After an intriguing opening sequence we are briefed on the situation as it is now: the infection could not be contained and has subsequently ravaged the world and it’s populace. People struggle to survive in arid conditions while the zombies thrive. Some of the survivors include a convoy “led” by Claire Redfield and you just know that it’s only a matter of time until they meet up with Alice. Added into the mix this time around are even more “mad scientist” moments, savage people trying to trick innocent victims and some genetically-altered “super-zombies” who move quicker, possess greater strength and are even supposed to have a bit more intelligence. Luckily, Alice has some more tricks up her sleeve too thanks to the scientists who made the mistake of letting her slip through their fingers.
Directed by Russell Mulcahy, this is a vast improvement over the previous movie in the series and almost makes for a great standalone entry into the apocalyptic horror subgenre. The acting is a notch above the previous entries, the effects work consistently impresses and the story actually comes together in a way that, while not brain-bustingly ingenious, certainly provides a little bit more food for thought than some “popcorn” flicks.
A great movie in it’s own right and a decent film for the fans of both the games and the previous instalments.
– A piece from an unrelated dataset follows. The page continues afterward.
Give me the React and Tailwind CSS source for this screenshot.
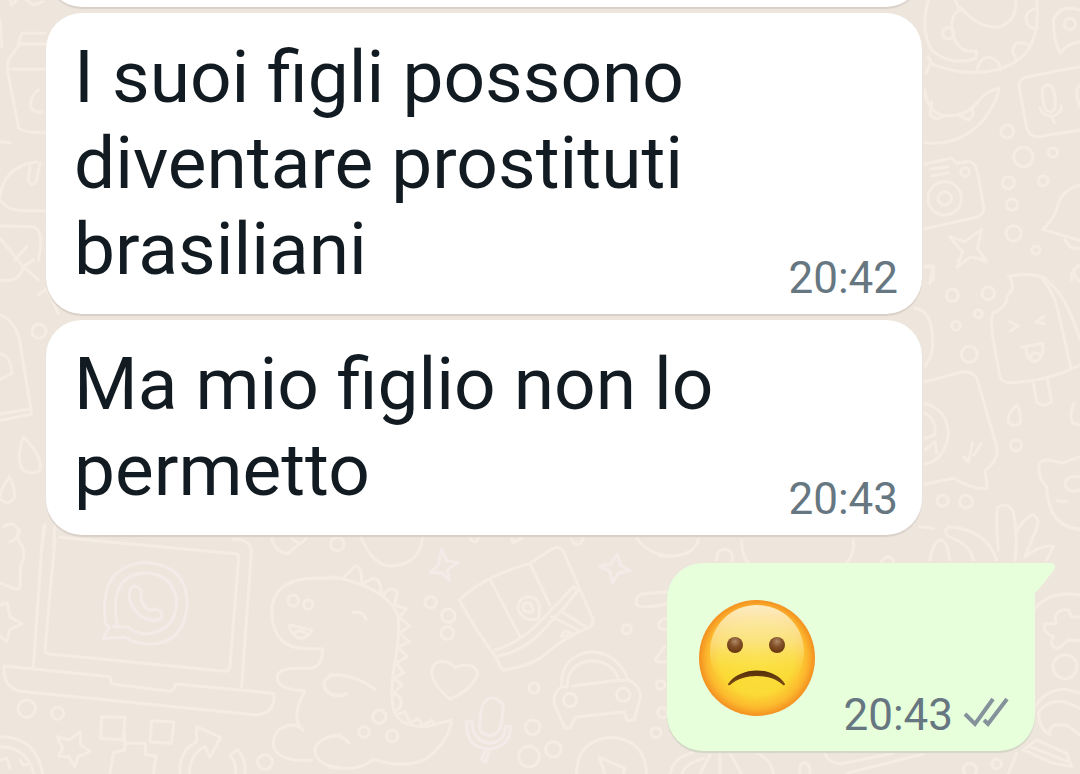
import clsx from 'clsx';

const messages = [
  { id: 1, text: 'I suoi figli possono diventare prostituti brasiliani', time: '20:42' },
  { id: 2, text: 'Ma mio figlio non lo permetto', time: '20:43' },
];

// Groups are drawn on a 3x grid and scaled down
function Wallpaper() {
  return (
    <svg
      className="absolute inset-0 h-full w-full"
      viewBox="0 0 1080 774"
      preserveAspectRatio="xMinYMin slice"
      fill="none"
      stroke="#f5ede4"
      strokeWidth="9"
      strokeLinecap="round"
      strokeLinejoin="round"
      aria-hidden="true"
    >
      {/* laptop, puzzle, arrow */}
      <g transform="translate(0 530) scale(.3333)">
        <path d="M130 -10 L100 410 M165 25 L135 360 Q135 370 150 372 L675 424 Q688 422 690 410 L716 82 Q716 72 705 71 L180 22 M700 28 Q756 28 754 70 L725 470" />
        <path d="M12 408 L330 440 L335 462 L510 484 Q525 480 526 462 L822 490 Q826 550 770 555 L60 484 Q8 470 12 408Z" />
        <g stroke="#f4ebe8">
          <path d="M318 285 Q290 110 435 97 Q560 105 562 220 Q555 345 440 342 Q405 340 375 322 L310 325 L328 290Z" />
          <path d="M352 285 Q325 140 430 128 Q525 130 530 220 Q525 305 435 312 Q405 308 385 292 L340 290" />
          <path d="M388 190 Q392 165 405 168 Q428 175 424 192 Q415 208 440 236 Q450 244 465 236 Q490 245 485 262 Q465 280 430 262 Q385 230 388 190Z" />
        </g>
        <path d="M60 0 Q45 30 65 45 Q80 80 62 105 L60 172 Q55 180 40 175 L0 158 M0 225 L22 218 L30 260 L66 282 L30 298 L20 335 L0 318" />
        <circle cx="80" cy="536" r="26" />
        <circle cx="173" cy="550" r="18" />
        <path d="M172 620 L208 630 L240 605 L242 645 L270 665 L235 680 L225 710 L205 680 L175 678 L188 655Z" />
        <path d="M305 560 L375 562 L370 630 L302 625Z M455 572 L522 576 L514 640 L450 636Z M374 605 L374 660 L340 668 L330 732 M374 640 L436 640 L436 674 L468 678 L460 732" />
        <path d="M540 732 Q535 665 590 635 L590 590 L662 622 L630 682 L615 650 Q570 670 568 732 M706 732 Q712 700 690 676 L712 658 Q740 690 735 732" />
        <path d="M0 620 Q110 620 128 732 M0 650 Q80 650 102 732 M0 690 L20 685 L30 715 M60 690 L70 705 L90 700" />
        <circle cx="795" cy="696" r="22" />
        {/* dinosaur */}
        <path d="M1020 145 H950 Q815 145 815 250 Q820 355 920 356 H968 Q968 410 930 415 H890 Q830 415 832 445 Q835 480 915 482 Q870 560 908 600 Q880 570 835 600 Q795 660 860 685 Q900 695 935 690 M1020 435 Q970 435 972 468 Q980 495 1020 496 M1020 615 Q940 625 945 670 Q960 710 1020 712" />
        <circle cx="880" cy="212" r="16" />
        <circle cx="925" cy="224" r="14" />
        <path d="M868 285 L935 300 Q925 325 900 325 Q870 315 868 285Z M884 308 Q900 295 920 312" />
        <path d="M815 25 Q825 65 862 72 L920 25 M875 25 L895 40" />
      </g>
      {/* dinosaur back, envelope, heart, car */}
      <g transform="translate(330 530) scale(.3333)">
        <path d="M0 140 Q160 165 202 250 Q212 290 198 380 Q175 500 195 550 Q215 590 290 590 L365 570 Q360 620 310 670 Q250 725 130 688 Q90 725 0 712" />
        <path d="M42 142 L75 108 Q95 105 95 155 M98 160 L130 145 Q155 150 152 185 M160 195 Q180 165 202 185 L195 222 M200 228 L228 236 L208 262 L240 288 L208 310 L238 335 L205 352 L232 380 L198 400 L222 428 L192 445 L216 465 L190 490 Q220 500 212 530 L195 545 M200 555 L225 545 L240 580 L265 565 L280 588 L305 570 L312 585" />
        <path d="M70 248 Q95 240 108 268 M0 435 Q70 430 135 478 M0 492 Q30 505 50 490 M0 618 Q40 615 58 640" />
        <circle cx="148" cy="560" r="20" />
        <circle cx="102" cy="606" r="16" />
        <circle cx="187" cy="618" r="17" />
        <circle cx="22" cy="42" r="20" />
        <path d="M92 20 Q130 110 185 108 Q270 105 278 20" />
        <g stroke="#f4ebe8">
          <path d="M335 58 L350 92 L382 98 L352 120 L358 150 L335 128 L302 128 L325 105Z" />
          <path d="M862 72 L872 105 L900 122 L868 128 L848 158 L840 125 L808 108 L842 102Z" />
        </g>
        <circle cx="302" cy="217" r="17" />
        <circle cx="355" cy="257" r="20" />
        <circle cx="352" cy="309" r="19" />
        <path d="M388 210 Q460 140 600 100 L670 55 Q695 45 705 75 L790 270 Q790 290 770 295 Q690 330 640 378 Q590 412 518 420 Q505 400 495 378 Q430 290 388 210Z" />
        <path d="M480 148 L570 320 M602 105 L660 225 M495 360 Q570 340 640 265 L730 170 L745 182 Q680 260 620 320 Q570 365 505 378 M740 185 L695 245 L775 295 M665 260 L745 300 M695 320 Q700 290 730 315Z" />
        <path d="M625 265 Q640 205 595 200 Q560 205 565 240 Q580 275 620 268 M605 245 Q575 250 580 225 Q600 205 610 240" />
        <path d="M360 508 Q305 460 305 425 Q310 390 345 395 Q370 400 375 415 Q395 400 425 408 Q450 420 438 445 Q415 485 360 508Z" />
        <g stroke="#f4ebe8">
          <path d="M455 535 Q465 500 492 505 Q520 512 520 535 L512 590 Q500 620 475 615 Q445 610 448 585Z M410 575 Q405 655 480 658 Q540 650 542 590 L526 590 Q525 635 480 640 Q428 635 426 575Z M465 662 L455 690 L468 696 L476 662" />
        </g>
        <path d="M695 470 Q690 380 780 365 Q860 365 895 450 Q930 465 932 500 Q925 525 912 570 L892 572 L882 545 L735 562 L722 592 L705 595 L685 550 Q655 500 695 470 L712 470 Q710 400 785 392 Q845 392 868 450 L728 468 M868 452 L895 450" />
        <circle cx="720" cy="510" r="20" />
        <circle cx="880" cy="494" r="20" />
        <circle cx="612" cy="474" r="15" />
        <circle cx="890" cy="298" r="14" />
        <circle cx="992" cy="465" r="13" />
        <circle cx="998" cy="548" r="15" />
        <circle cx="978" cy="608" r="15" />
        <circle cx="608" cy="592" r="22" />
        <circle cx="670" cy="658" r="23" />
        <circle cx="597" cy="680" r="31" />
        <path d="M740 732 Q740 630 845 622 Q945 630 950 732 M825 732 L808 682 L885 715 L880 732" />
        <path d="M1010 185 L935 192 Q910 205 922 225 Q935 238 1010 222 M920 25 Q960 75 1020 78 M1010 265 Q980 270 988 295 L1010 300 M1005 350 L978 385 Q975 400 1010 395" />
        <path d="M420 25 Q432 45 445 25 M545 25 L550 38 L575 25 M725 30 Q745 60 760 25" />
      </g>
      {/* around the last bubble */}
      <g transform="translate(660 540) scale(.3333)">
        <path d="M0 48 Q100 55 115 0 M170 60 Q170 28 195 28 Q220 30 218 62 M245 0 Q245 50 265 68 M560 68 Q585 40 580 0 M665 65 Q685 35 702 65" />
        <path d="M30 702 Q40 650 100 638 M340 702 Q335 660 290 638 M65 702 Q75 670 130 655 M180 640 V702 M150 645 L120 702 M210 640 L245 702 M420 702 Q415 668 435 668 Q452 670 450 702 M495 640 Q500 665 540 672 L700 640 M560 700 L790 642" />
        <circle cx="1010" cy="672" r="14" />
        <circle cx="930" cy="690" r="20" />
      </g>
      {/* flower, shell */}
      <g transform="translate(1000 500) scale(.3333)">
        <path d="M145 0 Q160 80 240 88" />
        <path d="M105 325 Q150 270 240 285" />
        <path d="M165 348 Q175 325 205 330 L215 350 L240 352 M165 348 L168 370 L135 372 Q125 395 160 410 Q145 440 175 445 L205 420 L240 422" />
        <circle cx="195" cy="500" r="36" />
        <path d="M105 620 Q140 565 200 568 L240 580 M115 640 Q135 600 195 605 L240 625 M115 640 Q120 690 150 705 M240 705 L200 675 L160 675 Q145 690 150 705" />
        <path d="M70 750 L110 720 L200 760 L215 800 L160 790Z M90 740 L205 785 M50 760 L25 822" />
      </g>
      {/* right column, top */}
      <g transform="translate(900 0) scale(.3333)">
        <path d="M85 0 Q60 90 95 150 Q150 200 228 175 L230 152 Q165 165 155 80 Q155 40 180 30 L165 0 M180 20 Q230 80 290 82 Q350 70 348 0 M410 0 Q425 140 340 190 Q230 245 90 190 L78 220 M85 170 L95 190" />
        <circle cx="145" cy="100" r="17" />
        <path d="M410 25 Q370 35 380 65 Q390 90 412 85 M385 135 Q340 115 338 155 L350 180 M232 215 Q235 172 270 172 Q300 180 302 210" />
        <path d="M540 30 Q480 10 460 60 Q460 120 480 160 Q500 130 540 125" />
        <circle cx="510" cy="72" r="17" />
        <path d="M540 200 L375 232 Q355 240 358 265 L380 385 Q390 412 415 410 L540 390 M428 265 Q440 248 455 258 Q470 290 465 325 Q450 345 435 325 Q425 295 428 265Z M420 325 Q430 352 460 348 Q485 340 484 318 M455 350 L464 368 M540 255 Q520 270 540 320" />
        <path d="M75 270 Q80 340 140 348 Q195 350 230 310 Q260 270 298 265 Q290 310 250 360 Q180 440 75 428 M95 305 L90 345 L110 358 L135 345 M180 348 L205 360 L220 345 L215 320" />
        <circle cx="322" cy="395" r="19" />
        <circle cx="370" cy="471" r="29" />
        <circle cx="459" cy="457" r="14" />
        <circle cx="325" cy="548" r="18" />
        <circle cx="429" cy="543" r="15" />
        <circle cx="336" cy="614" r="17" />
        <circle cx="341" cy="700" r="23" />
        <circle cx="408" cy="750" r="12" />
        <path d="M75 492 L155 474 L170 490 L210 484 Q230 490 235 530 L252 625 Q250 645 230 652 L75 686 M92 508 L145 500 M95 528 L148 518" />
        <circle cx="134" cy="595" r="50" />
        <circle cx="134" cy="595" r="20" />
        <circle cx="195" cy="516" r="13" />
        <path d="M148 710 L195 725 L245 688 L232 745 L260 782 L212 770 L172 802 L188 755Z" />
        <path d="M540 555 Q480 570 470 630 Q455 665 428 688 L540 722 M495 718 Q505 750 540 745 M75 800 H100 V840 M325 830 Q380 815 440 835 M540 795 Q510 810 515 840" />
      </g>
      {/* right column, ice cream, bag and cat */}
      <g transform="translate(900 260) scale(.3333)">
        <path d="M328 50 Q410 30 450 70 Q500 110 540 240 M328 50 Q350 85 322 105 Q320 145 280 158 Q270 180 280 240 L300 350 Q305 368 330 368 Q440 365 540 315 M430 60 Q470 110 480 180 L512 320 M400 368 L410 425 Q430 445 455 425 L442 355" />
        <path d="M330 185 L355 198 L332 212 M430 170 L408 185 L432 192 M365 262 L430 250 M378 265 Q380 305 408 305 Q435 290 428 252 M392 290 Q400 270 422 285" />
        <circle cx="157" cy="106" r="18" />
        <circle cx="265" cy="100" r="19" />
        <circle cx="235" cy="161" r="12" />
        <circle cx="168" cy="197" r="13" />
        <circle cx="208" cy="283" r="24" />
        <path d="M45 145 Q95 150 98 240 Q100 290 75 318 M75 365 L190 335 Q230 335 235 370 L290 560 Q298 600 255 632 L262 685 Q220 690 160 655 L75 672 M75 430 Q145 450 145 525 Q135 600 75 612 M75 460 Q108 475 105 525 L75 535 M75 570 L105 545 L110 580 M190 590 L205 606 L218 548 M222 585 L243 552" />
        <path d="M352 435 Q320 460 325 485 Q340 505 360 490 Q365 460 352 435Z M522 430 Q505 470 520 490 L540 495 M540 15 Q505 35 540 65 M100 20 L90 70 M75 18 H100 M175 0 L180 15 M245 0 L258 5" />
        <circle cx="348" cy="556" r="17" />
        <circle cx="128" cy="722" r="17" />
        <circle cx="198" cy="725" r="19" />
        <path d="M540 590 L485 610 Q430 590 418 610 Q412 655 440 680 Q445 800 540 808 M540 650 Q495 645 495 675 Q505 700 540 690 M472 722 L500 725" />
        <path d="M295 870 Q285 755 295 740 Q325 725 340 755 Q355 830 345 900 M345 820 Q380 765 400 765 Q420 775 410 805 L375 890 M375 890 Q430 850 460 860 L440 900 M290 900 Q260 810 150 800 Q125 810 145 830 Q210 850 220 900 M90 900 Q100 840 125 840 Q145 850 148 900 M60 800 L100 805" />
      </g>
      {/* left column */}
      <g transform="translate(0 0) scale(.3333)">
        <path d="M135 100 H65 L55 130 M135 132 H60 L25 180 L22 210 L55 380 Q60 398 135 398 M25 208 H135 M115 270 Q90 285 92 320 Q100 340 125 335" />
        <path d="M0 590 Q10 500 110 485 M0 600 Q20 632 70 632 H135 M90 500 L85 540 Q95 565 108 545 L120 490 M0 425 L30 428 M0 60 L5 140 M30 0 L35 15 L50 0 M80 0 L100 15 L130 5" />
        <path d="M0 678 L100 680 Q125 690 122 740 L115 780 M45 780 L80 740 M0 715 L70 800" />
      </g>
      <g transform="translate(0 260) scale(.3333)">
        <path d="M0 60 Q60 70 70 20 L115 60 M70 20 L100 0 M115 105 L140 85 L175 160 M0 165 Q50 185 60 250 L95 462 L0 482 M0 462 L85 448 M0 280 Q35 290 35 340 L0 358" />
        <circle cx="117" cy="214" r="21" />
        <path d="M70 530 Q48 590 65 625 Q90 650 120 630 Q130 590 70 530Z M28 650 Q0 690 0 715 Q20 740 42 715 Q48 690 28 650Z M10 800 Q40 780 55 810 Q55 840 30 845 M135 795 L125 870 M165 800 L160 860" />
      </g>
    </svg>
  );
}

function SadFace() {
  return (
    <svg className="mb-[22px] size-[118px] shrink-0" viewBox="0 0 118 118" role="img" aria-label="Faccina triste">
      <defs>
        <radialGradient id="face" cx="50%" cy="50%" r="51%">
          <stop offset="0" stopColor="#fbe13d" />
          <stop offset=".62" stopColor="#fbda35" />
          <stop offset=".84" stopColor="#fcb92e" />
          <stop offset="1" stopColor="#f28a1e" />
        </radialGradient>
        <linearGradient id="shine" x1="0" y1="0" x2="0" y2="1">
          <stop offset="0" stopColor="#fdeecb" stopOpacity=".95" />
          <stop offset=".4" stopColor="#fbe596" stopOpacity=".7" />
          <stop offset=".8" stopColor="#fbe13d" stopOpacity="0" />
        </linearGradient>
        <radialGradient id="eye" cx="50%" cy="28%" r="68%">
          <stop offset="0" stopColor="#b08a66" />
          <stop offset=".5" stopColor="#81502a" />
          <stop offset="1" stopColor="#69390f" />
        </radialGradient>
        <linearGradient id="mouth" x1="0" y1="0" x2="0" y2="1">
          <stop offset="0" stopColor="#55300b" />
          <stop offset="1" stopColor="#7a4a14" />
        </linearGradient>
      </defs>
      <circle cx="59" cy="59" r="58" fill="url(#face)" />
      <circle cx="59" cy="53" r="47" fill="url(#shine)" />
      <circle cx="37" cy="46" r="8" fill="url(#eye)" />
      <circle cx="79" cy="46" r="8" fill="url(#eye)" />
      <path d="M30 85 C42 67 76 67 87 85 Q87 87 85 86 C73 74 45 74 32 86 Q30 87 30 85Z" fill="url(#mouth)" />
    </svg>
  );
}

function Ticks() {
  return (
    <svg className="mb-[10px] h-8 w-[46px]" viewBox="0 0 46 32" fill="none" stroke="#85929c" strokeWidth="4" role="img" aria-label="Consegnato">
      <path d="M2 17 L12 27 L30 2" />
      <path d="M21 23 L25 27 L44 2" />
    </svg>
  );
}

function Time({ value }) {
  return <time className="shrink-0 text-[44px] leading-[48px] text-[#667781]">{value}</time>;
}

export default function App() {
  return (
    <main className="relative flex min-h-screen flex-col overflow-hidden bg-[#eee6dd] pr-[45px] pb-[23px] pl-[46px] font-[Roboto,sans-serif]">
      <Wallpaper />

      {/* end of the previous message */}
      <div className="relative -mt-[73px] mr-[113px] h-20 rounded-[36px] bg-white shadow-[0_2px_1px_#d8d0c8]" />

      {messages.map((m, i) => (
        <article
          key={m.id}
          className={clsx(
            'relative mt-[6px] mr-[113px] flex items-end justify-between rounded-[36px] bg-white pt-[21px] pr-6 pb-3 pl-7 shadow-[0_2px_1px_#d8d0c8]',
            i === messages.length - 1 && 'mb-7'
          )}
        >
          <p className="pb-[10px] text-[73px] leading-[86px] text-[#111b21]">{m.text}</p>
          <Time value={m.time} />
        </article>
      ))}

      <article className="relative flex items-end self-end rounded-[36px] rounded-tr-none bg-[#e7ffdb] pt-9 pr-[26px] pb-3 pl-[31px] shadow-[0_2px_1px_#d3d5c5]">
        <svg className="absolute top-0 left-full h-[30px] w-5" viewBox="0 0 20 30" aria-hidden="true">
          <path d="M-1 0 H16 Q22 1 19 7 L3 27 Q0 29 0 30 H-1Z" fill="#e7ffdb" />
        </svg>
        <SadFace />
        <div className="ml-[27px] flex items-end gap-[10px]">
          <Time value="20:43" />
          <Ticks />
        </div>
      </article>
    </main>
  );
}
It receives a deserved 8/10.
Resident Evil: Degeneration is a separate entity from the live-action Resident Evil trilogy of movies but it looks like this film will appeal to the gamer fans more than anyone else.
The plot is . . . . . . well, it’s familiar to all who have played the game series from part one to it’s latest incarnation. A big chemical (bio-chemical?) corporation gets it’s hands on the latest virus and thinks it can handle the power of it. It can’t so it’s left to others (Claire Redfield and Leon S. Kennedy, two characters well-known to fans of the games . . . . yes, Claire Redfield was in the third live-action movie but this is the pixelated Claire and so gets to have much more baggage thanks to her participation in the game storylines) to clean up the mess.
You know when you play a video game and it has those fantastic storyline moments in between the gameplay nowadays? Well, this movie seems to be made up solely of those moments. I kept wanting to pick up a joypad and start shooting some zombies. Maybe that was the whole point but it makes for an end result that’s ultimately disappointing.
A few moments (a spectacular airplane crash springs to mind) end up changing the landscape and leaving the environment looking just like the starting point for an exciting game level.
Director Makoto Kamiya seems to do good enough for Resident Evil fans (judging by the love I have seen this film receive) but he certainly has a long way to go before he can do enough for movie lovers. Only 5/10, I’m afraid.
Perhaps the fourth live-action movie will surprise us all by pleasing everyone and providing some genuinely impressive visuals or perhaps, as I worry may happen, it may turn a decent trilogy into a below-average tetralogy. Only time will tell.